Мальчишка торопливо закосолапил к лесочку. Ноги у него дрожали от слабости, заплетались в высокой траве, белая панамка сползла на глаза, а он спешил изо всех сил, шепча про себя: «Мама, мама…»
Медсестра, глядя в одну точку, тихо сказала:
— Господин офицер, у ребенка скарлатина, ему нельзя бегать, тем более босому…
— Вам жалко этого еврея? — фашист впервые посмотрел на нее без улыбки, и женщине стало не по себе от взгляда тусклых, как серые камешки, глаз. — Можете его сопровождать.
Она пошла, потом побежала за ребенком, косясь через плечо на немцев около машины. Офицер и солдаты молча смотрели в ее сторону. Женщина поняла, что они что-то замыслили недоброе. С каждым шагом ей становилось страшнее. «Если добегу до осинника — уйдем!..» — подумала она, догоняя мальчишку. Она подхватила его на руки, машинально поправила панамку на ходу и тут же краем глаза заметила тонкую проволочку в траве. Нога инстинктивно шагнула через, но ступня подмяла верхушку чернобыльника — стебель коснулся натянутой проволоки…
Что-то черное рванулось к ней из-под земли, а что — она так и не поняла…
Фашисты на дороге вздрогнули от взрыва.
— Так и есть: минное поле! — произнес кто-то из немцев. — Надо поставить указатель для наших солдат.
— Русские заложили мины — русские должны убирать их, — улыбнулся офицер, доставая сигарету. — Это справедливо…
Вначале Никишка, в отместку за плохое обращение с ним, решил ничего не говорить фельдфебелю Крайцеру о своих подозрениях, что беженцы-евреи, возможно, скрываются в большом березнике. Потом ему захотелось выяснить, так ли это на самом деле. Идти туда одному было страшновато. Проще — допросить Климушку: если «тронутый» видел кого из чужих, то стоит его припугнуть — все выложит.
Под вечер, когда вернулось стадо, Клюев завел подпаска в бывшую кладовую и приступил к допросу.

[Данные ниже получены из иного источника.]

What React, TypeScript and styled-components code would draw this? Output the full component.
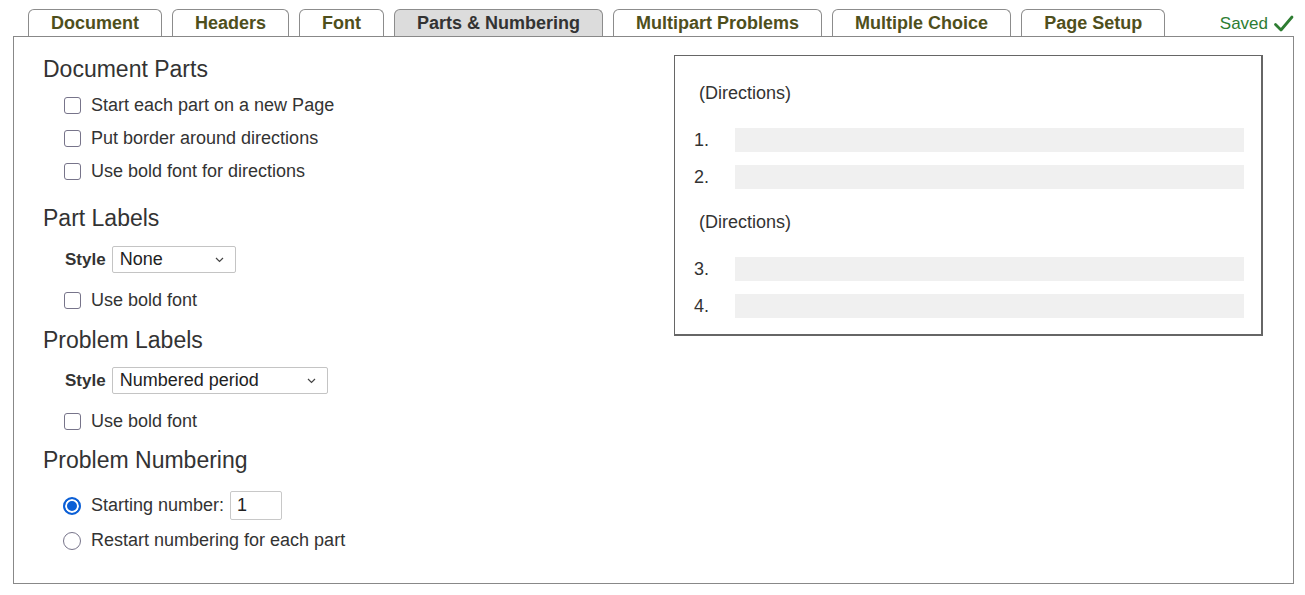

Климушка всегда избегал Никишки, а тут, оставшись с ним наедине, задрожал, будто бездомная собака на морозе.
— Говори, кого в березнике видел? — скроив зверскую рожу, зарычал Никишка. — Рассказывай, кто там прячется?!
Нижняя челюсть у подростка так затряслась, что он не мог произнести слова.
— Говори, не трясись!.. Ну!..
— Не… знаю!.. — кое-как выдавил подпасок.
Никишка схватил его за воротник рубашки:
— Врешь! Признавайся!..
— Не… знаю!..
Климушка вовсе не был трусом, каким его считали. Он безбоязненно ходил по Горелому бору, где водились волки и даже рыси; случалось, один ночевал в лесной глухомани. Он не боялся, как многие деревенские ребятишки, леших, чертей, злых духов. Но после убийства Демидки стоило ему заволноваться, как у него начинало дрожать все тело. Стыдясь этого и скрывая от окружающих свою болезнь, он при малейшем волнении убегал и прятался.